Guys, you're Lightwoods, not Fightwoods

  • Probably my favorite part of the episode was Clary putting the rune on the door and it catching fire! Don't you just hate when that happens? I thought that Clary had attempted putting an opening rune on the door and that the rune was too strong and for some reason it caught fire. Clary's face made her look as though she was in a trance or something, which I interpreted as maybe some sort of assistance from up above helping her create a strong rune to escape danger. I thought that a major revelation about Clary from City of Ashes was going to make its way onto the first season of Shadowhunters. Unfortunately, this was actually just a case of Clary mixing up her runes and creating an explosion rune on accident. Oops. I thought this was actually funny because as a Shadowhunter, more so for a newbie for Clary, it'd make sense to get your runes mixed up.


  • I like these subtle hints that the show is dropping about what exactly the Circle ideology is, and how some Shadowhunters think of the Downworlders. Maryse's comments about them needing to stay separate and Meliorn pointing out that Shadowhunters don't protect Downworlders like they protect everyone else are good at hinting at what the Circle really is but not telling the viewers what's really happening. I'm loving that the writers are showing the viewers that this Shadowhunters vs Downworlders conflict is a metaphor for race relations and the show is doing it so well without throwing it at the audience's face or making it seem out of place. I can't wait to see how far they're going to go to in showing the audience how awful Shadowhunters can be.
  • Simon is showing signs of being a vampire and he thinks he is catching a cold.


The bad:


  • I don't like that the show will wait multiple episodes to explain the smallest of things. If Clary saw Dot in episode two and Jocelyn in the pilot, why wouldn't she tell the Lightwoods that the necklace lets her see them? They could have told her a long time ago that the necklace was part Portal. It doesn't change the plot that these answers are coming late but it's irritating. After spending several books not getting answers for plot holes or non-explained happenings in the novels, I'd thought the show would be different. And while I don't have to wait as long for answers, I'm still having to wait. At least we found out what the deal is with Alec's arrows, though.


Shouldn't we call the cops? The real ones?
The Leftovers:


  • I'm not sure if it's intentional but every time Alec and Jace parabatai track, it just looks extremely gay. They literally gaze into each other's eyes and start leaning in like they're going to kiss. It's equally funny and sad because Alec will likely never get to kiss Jace.
  • Clary thinks Jace is straight. After Jace told Simon his comments about demons in New York is " the first correct thing [he's] said all day" just minutes after Simon said he wasn't Jace's type. I'm not saying Jace is bisexual but Jace is bisexual.

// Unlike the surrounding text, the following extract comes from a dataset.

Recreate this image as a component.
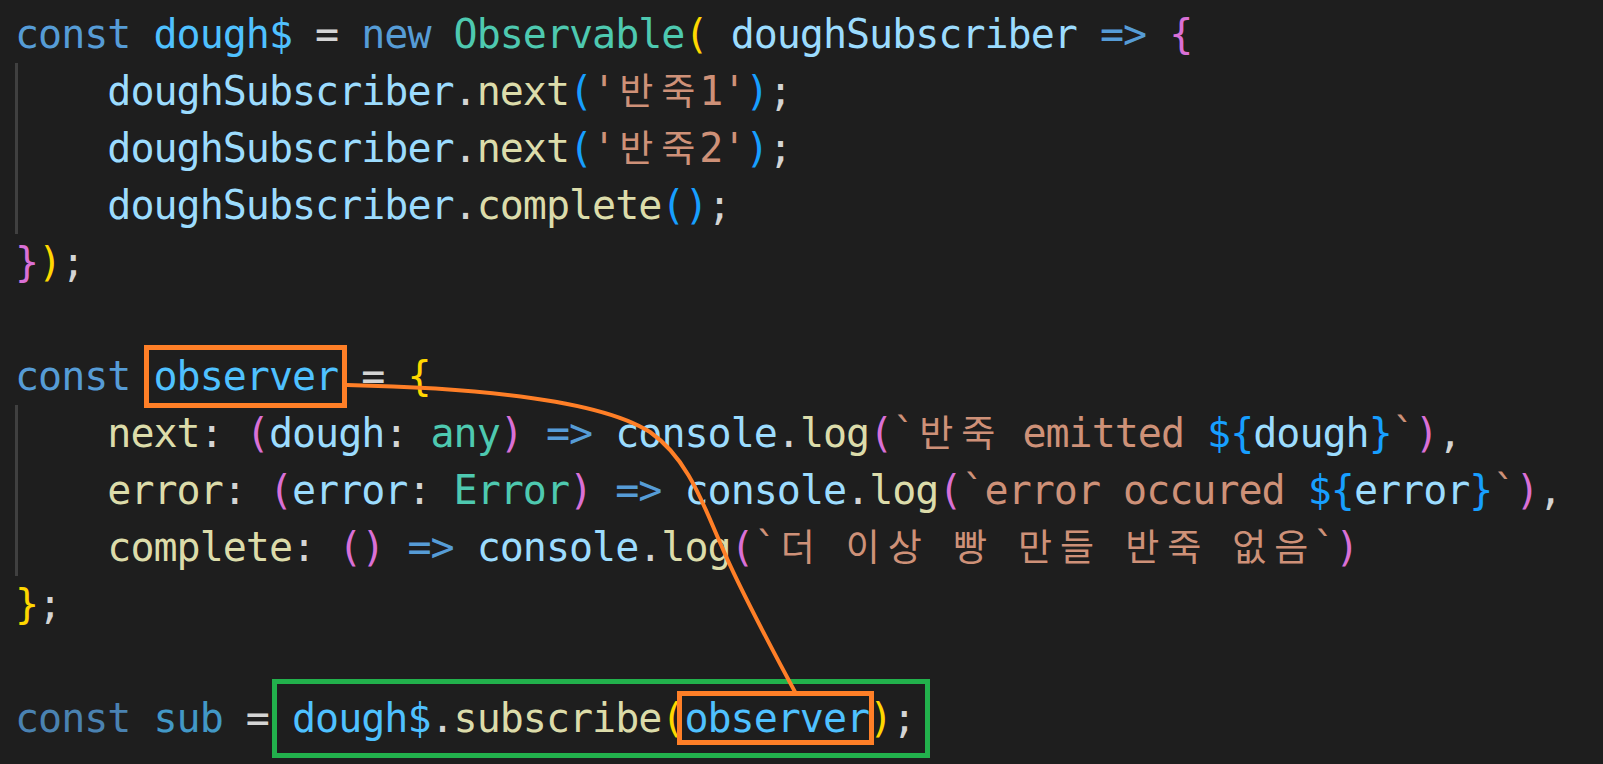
import React from "react";

type Tok = [string, string];

const KW = "text-[#569cd6]";
const CV = "text-[#4fc1ff]";
const OP = "text-[#d4d4d4]";
const CL = "text-[#4ec9b0]";
const Y = "text-[#ffd700]";
const P = "text-[#da70d6]";
const B = "text-[#179fff]";
const PA = "text-[#9cdcfe]";
const FN = "text-[#dcdcaa]";
const ST = "text-[#ce9178]";
const FKW = "text-[#569cd6] opacity-80";
const FCV = "text-[#4fc1ff] opacity-75";

function renderText(t: string, keyBase: string) {
  const parts: React.ReactNode[] = [];
  let buf = "";
  let i = 0;
  for (const ch of t) {
    if (/[\uac00-\ud7a3]/.test(ch)) {
      if (buf) {
        parts.push(buf);
        buf = "";
      }
      parts.push(
        <span
          key={keyBase + "-" + i}
          className="inline-block w-[42px] text-center font-['Noto_Sans_CJK_KR',sans-serif] text-[37px] leading-none tracking-normal"
        >
          {ch}
        </span>
      );
    } else {
      buf += ch;
    }
    i++;
  }
  if (buf) parts.push(buf);
  return parts;
}

function Line({ toks }: { toks: Tok[] }) {
  return (
    <div className="h-[57px] leading-[57px] whitespace-pre">
      {toks.map(([c, t], i) => (
        <span key={i} className={c}>
          {renderText(t, String(i))}
        </span>
      ))}
    </div>
  );
}

const L1: Tok[] = [
  [KW, "const"], [OP, " "], [CV, "dough$"], [OP, " = "], [KW, "new"], [OP, " "],
  [CL, "Observable"], [Y, "("], [OP, " "], [PA, "doughSubscriber"], [OP, " "],
  [KW, "=>"], [OP, " "], [P, "{"],
];
const L2: Tok[] = [
  [OP, "    "], [PA, "doughSubscriber"], [OP, "."], [FN, "next"], [B, "("],
  [ST, "'반죽1'"], [B, ")"], [OP, ";"],
];
const L3: Tok[] = [
  [OP, "    "], [PA, "doughSubscriber"], [OP, "."], [FN, "next"], [B, "("],
  [ST, "'반죽2'"], [B, ")"], [OP, ";"],
];
const L4: Tok[] = [
  [OP, "    "], [PA, "doughSubscriber"], [OP, "."], [FN, "complete"], [B, "()"], [OP, ";"],
];
const L5: Tok[] = [[P, "}"], [Y, ")"], [OP, ";"]];
const L7: Tok[] = [[KW, "const"], [OP, " "], [CV, "observer"], [OP, " = "], [Y, "{"]];
const L8: Tok[] = [
  [OP, "    "], [FN, "next"], [OP, ": "], [P, "("], [PA, "dough"], [OP, ": "], [CL, "any"],
  [P, ")"], [OP, " "], [KW, "=>"], [OP, " "], [PA, "console"], [OP, "."], [FN, "log"],
  [P, "("], [ST, "`반죽 emitted "], [B, "${"], [PA, "dough"], [B, "}"], [ST, "`"],
  [P, ")"], [OP, ","],
];
const L9: Tok[] = [
  [OP, "    "], [FN, "error"], [OP, ": "], [P, "("], [PA, "error"], [OP, ": "], [CL, "Error"],
  [P, ")"], [OP, " "], [KW, "=>"], [OP, " "], [PA, "console"], [OP, "."], [FN, "log"],
  [P, "("], [ST, "`error occured "], [B, "${"], [PA, "error"], [B, "}"], [ST, "`"],
  [P, ")"], [OP, ","],
];
const L10: Tok[] = [
  [OP, "    "], [FN, "complete"], [OP, ": "], [P, "()"], [OP, " "], [KW, "=>"], [OP, " "],
  [PA, "console"], [OP, "."], [FN, "log"], [P, "("], [ST, "`더 이상 빵 만들 반죽 없음`"], [P, ")"],
];
const L11: Tok[] = [[Y, "}"], [OP, ";"]];
const L13: Tok[] = [
  [FKW, "const"], [OP, " "], [FCV, "sub"], [OP, " = "], [CV, "dough$"], [OP, "."],
  [FN, "subscribe"], [Y, "("], [CV, "observer"], [Y, ")"], [OP, ";"],
];

export default function App() {
  return (
    <div className="relative w-[1603px] h-[764px] overflow-hidden bg-[#1e1e1e]">
      <div className="pt-[6px] pl-[15px] font-['DejaVu_Sans_Mono',monospace] text-[40px] tracking-[-1px]">
        <Line toks={L1} />
        <div className="shadow-[inset_3px_0_0_#404040]">
          <Line toks={L2} />
          <Line toks={L3} />
          <Line toks={L4} />
        </div>
        <Line toks={L5} />
        <div className="h-[57px]" />
        <Line toks={L7} />
        <div className="shadow-[inset_3px_0_0_#404040]">
          <Line toks={L8} />
          <Line toks={L9} />
          <Line toks={L10} />
        </div>
        <Line toks={L11} />
        <div className="h-[57px]" />
        <Line toks={L13} />
      </div>

      {/* annotations */}
      <div className="absolute left-[144px] top-[345px] w-[203px] h-[63px] border-[5px] border-[#ff7f27]" />
      <div className="absolute left-[272px] top-[679px] w-[658px] h-[79px] border-[5px] border-[#22b14c]" />
      <div className="absolute left-[677px] top-[691px] w-[197px] h-[54px] border-[5px] border-[#ff7f27]" />
      <svg
        className="absolute left-0 top-0 pointer-events-none"
        width="1603"
        height="764"
        viewBox="0 0 1603 764"
      >
        <path
          d="M347 385 C 480 388, 600 400, 650 432 C 690 460, 705 510, 722 547 C 740 590, 770 645, 795 692"
          fill="none"
          stroke="#ff7f27"
          strokeWidth="4"
        />
      </svg>
    </div>
  );
}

  • Seriously what the fuck is Valentine doing? I do like the detail about him speaking Russian to the newborn Forsaken so we know that even if he is just killing mundane New Yorkers, he's at least smart enough not to do all his crimes in the same spot. But really though what is going on? He's creating an army to fight the Clave with, that much we know, but he's collecting different types of blood and creating Forsaken? Are the Forsaken going to be his army? Is he putting Seelie blood and warlock blood in them? Why was he taking blood of people who have the Sight? Is he giving that blood plus the Downworlder blood to the new Forsaken? Will we ever reinstate Pluto as a planet? These are important questions and I demand answers ASAP Rocky.


In the end, "Moo Shu To Go" was wonderful, allowed the show to stretch its wings a bit, gave us a lot of new stuff to analyze and theorize about, and had A+ CGI werewolves walking through a doggy door of a Chinese restaurant. Shadowhunters may not be everyone's 85 cent cocktail, but it's one hell of a fun show. Television is meant to be entertainment and in an age where almost anything vaguely supernatural or science fiction must be full of darkness and gloom, it's refreshing to see a series that knows when to be Batman and when to be Guardians of the Galaxy. "Moo Shu To Go" gets a 9/10 from me.